Je suis d’accord avec le panneau du bas (c’est le cas de le dire), avec une nuance de taille : la grande majorité des Français a soutenu la loi sur la réduction du temps de travail. Or, les gilets jaunes, ce sont les 35 heures! Aujourd’hui, ils déchantent. Pour reprendre l’image de l’économiste Michel Godet, ce n’est pas en ramant moins longtemps (35 heures) et moins nombreux (âge de la retraite) que notre bateau avancera aussi bien que ceux du reste de la Flottille.
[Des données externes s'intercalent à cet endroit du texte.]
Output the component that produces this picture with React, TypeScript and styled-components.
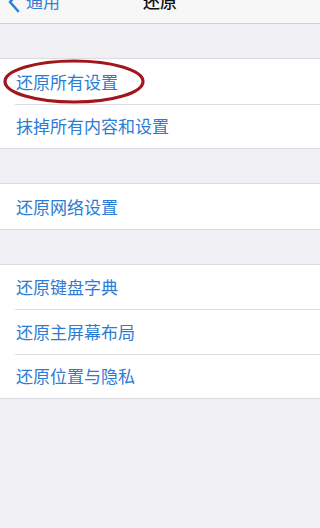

A-t-on jamais entendu un professeur dire à ses élèves que c’est en travaillant moins que ces derniers allaient obtenir de meilleures notes?
Sauf que, à l’époque, l’objectif premier de nos politiciens était leur carrière, pas de faire avancer le pays ou bien éventuellement à le précipiter dans des dettes abyssales qui ne seront jamais remboursées. Avis aux détenteurs de Livret A et d’assurances-vie en monétaire : vous pouvez déjà commencer à acheter la pommade prescrite dans le panneau du haut. Dans le meilleur des cas, elle servira pour la génération qui vous suit; sinon elle sera pour vous même.
Une troisième solution existe : essayer, quand c’est possible, de réaliser une œuvre, un service, un bien qui correspond à la fois au besoin de créativité de chaque être humain et à un besoin de la société. Tout en sachant que l’accord n’est pas forcément symétrique dans le temps. Exemples : de nombreux peintres impressionnistes (Van Gogh, entre autres) dont le génie n’a véritablement été reconnu que par les générations suivantes. Quand on arrive à réaliser un travail correspondant à sa personnalité, alors survient un autre problème : le temps passe trop vite!
Pour conclure, j’ai toujours été contre cette loi des trente-cinq heures (mais pas contre un aménagement des emplois en fonction des branches professionnelles). Sauf pour Martine Aubry : si seulement elle avait pu appliquer à elle-même sa propre loi! Mais pas folle la guêpe!